> _Task description_
Without the pictures, output the lines of the material from the very first through the one that holds "import React from".

> _Collected data_
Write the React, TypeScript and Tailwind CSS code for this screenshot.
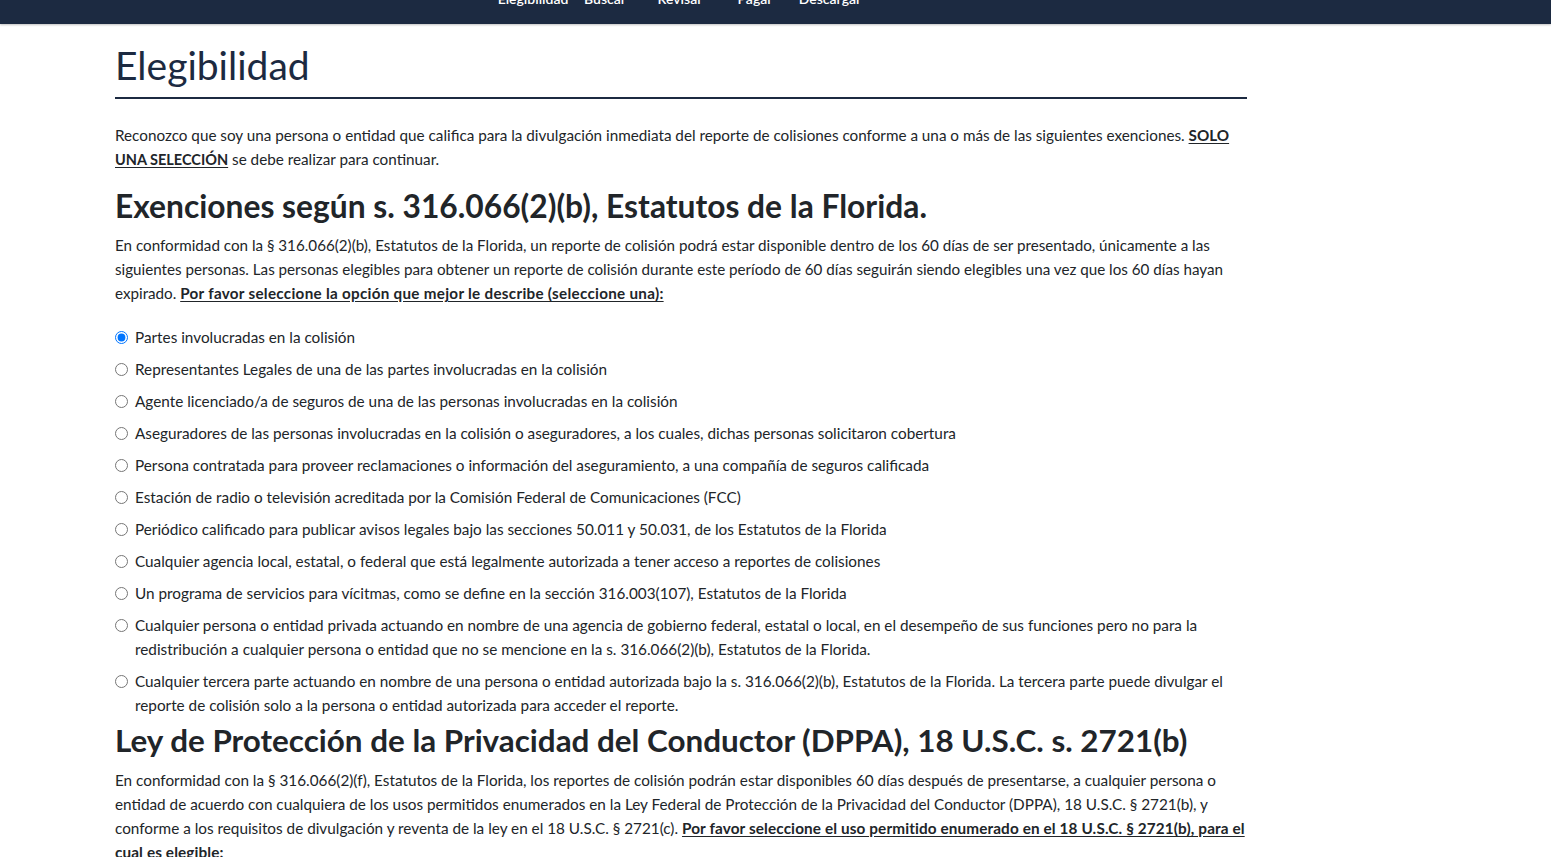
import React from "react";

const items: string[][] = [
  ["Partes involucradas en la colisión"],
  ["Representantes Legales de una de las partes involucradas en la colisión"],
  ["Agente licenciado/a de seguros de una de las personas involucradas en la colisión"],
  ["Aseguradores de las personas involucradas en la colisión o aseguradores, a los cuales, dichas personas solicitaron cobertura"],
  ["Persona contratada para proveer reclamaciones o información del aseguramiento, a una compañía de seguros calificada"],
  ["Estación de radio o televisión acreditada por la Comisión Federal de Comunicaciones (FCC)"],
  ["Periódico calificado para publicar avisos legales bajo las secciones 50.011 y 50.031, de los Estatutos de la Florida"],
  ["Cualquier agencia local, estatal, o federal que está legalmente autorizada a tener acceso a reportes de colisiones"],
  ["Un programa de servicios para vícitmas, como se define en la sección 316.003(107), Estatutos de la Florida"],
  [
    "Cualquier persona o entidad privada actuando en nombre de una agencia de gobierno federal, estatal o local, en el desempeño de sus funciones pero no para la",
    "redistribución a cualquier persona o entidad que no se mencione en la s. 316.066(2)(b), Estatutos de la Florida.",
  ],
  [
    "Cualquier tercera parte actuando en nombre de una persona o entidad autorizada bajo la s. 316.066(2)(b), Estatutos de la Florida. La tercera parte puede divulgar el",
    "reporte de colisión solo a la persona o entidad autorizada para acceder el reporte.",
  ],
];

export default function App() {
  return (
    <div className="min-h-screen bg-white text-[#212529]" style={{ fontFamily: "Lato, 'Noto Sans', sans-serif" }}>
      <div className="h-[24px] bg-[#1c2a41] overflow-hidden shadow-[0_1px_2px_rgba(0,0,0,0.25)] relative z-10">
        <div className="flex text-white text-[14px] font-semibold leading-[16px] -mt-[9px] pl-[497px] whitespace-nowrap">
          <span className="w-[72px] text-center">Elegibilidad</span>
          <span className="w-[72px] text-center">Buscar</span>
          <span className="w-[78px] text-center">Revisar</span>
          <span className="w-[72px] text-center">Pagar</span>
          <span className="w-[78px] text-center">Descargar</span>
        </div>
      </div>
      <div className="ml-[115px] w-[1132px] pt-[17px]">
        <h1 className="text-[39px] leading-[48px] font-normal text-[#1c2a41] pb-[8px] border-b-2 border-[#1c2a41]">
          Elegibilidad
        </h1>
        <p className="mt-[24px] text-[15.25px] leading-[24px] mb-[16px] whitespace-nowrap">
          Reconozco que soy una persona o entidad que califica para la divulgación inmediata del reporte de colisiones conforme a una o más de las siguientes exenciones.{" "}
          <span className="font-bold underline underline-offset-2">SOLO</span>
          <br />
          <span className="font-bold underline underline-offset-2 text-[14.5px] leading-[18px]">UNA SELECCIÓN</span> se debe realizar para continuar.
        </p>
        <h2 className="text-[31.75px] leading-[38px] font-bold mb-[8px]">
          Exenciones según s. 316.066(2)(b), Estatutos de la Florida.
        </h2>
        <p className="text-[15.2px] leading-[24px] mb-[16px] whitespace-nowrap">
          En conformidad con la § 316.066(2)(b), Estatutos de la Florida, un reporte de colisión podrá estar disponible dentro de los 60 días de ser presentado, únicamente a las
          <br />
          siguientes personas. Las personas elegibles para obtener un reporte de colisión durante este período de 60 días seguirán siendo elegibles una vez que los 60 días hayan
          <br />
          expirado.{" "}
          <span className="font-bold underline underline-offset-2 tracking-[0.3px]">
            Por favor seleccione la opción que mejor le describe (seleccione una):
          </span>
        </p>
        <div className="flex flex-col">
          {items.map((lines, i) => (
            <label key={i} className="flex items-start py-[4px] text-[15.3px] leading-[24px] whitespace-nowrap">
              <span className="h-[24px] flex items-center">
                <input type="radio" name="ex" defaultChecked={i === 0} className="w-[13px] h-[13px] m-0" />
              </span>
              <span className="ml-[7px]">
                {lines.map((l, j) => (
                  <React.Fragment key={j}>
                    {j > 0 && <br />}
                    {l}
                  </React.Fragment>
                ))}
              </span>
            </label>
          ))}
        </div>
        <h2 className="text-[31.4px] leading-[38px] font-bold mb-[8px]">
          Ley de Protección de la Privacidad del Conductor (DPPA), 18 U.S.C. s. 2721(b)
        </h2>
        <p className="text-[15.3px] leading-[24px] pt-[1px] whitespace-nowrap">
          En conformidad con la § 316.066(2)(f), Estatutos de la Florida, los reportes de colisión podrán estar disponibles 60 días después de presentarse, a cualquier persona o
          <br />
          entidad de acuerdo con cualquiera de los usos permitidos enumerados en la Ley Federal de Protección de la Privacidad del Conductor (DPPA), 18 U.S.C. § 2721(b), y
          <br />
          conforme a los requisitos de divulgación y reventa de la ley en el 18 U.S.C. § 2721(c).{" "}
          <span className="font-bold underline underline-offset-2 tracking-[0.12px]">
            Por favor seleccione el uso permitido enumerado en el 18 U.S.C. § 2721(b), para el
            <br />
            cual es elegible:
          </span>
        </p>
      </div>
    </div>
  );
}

> _Written answer_
Write the React, TypeScript and Tailwind CSS code for this screenshot.
import React from "react";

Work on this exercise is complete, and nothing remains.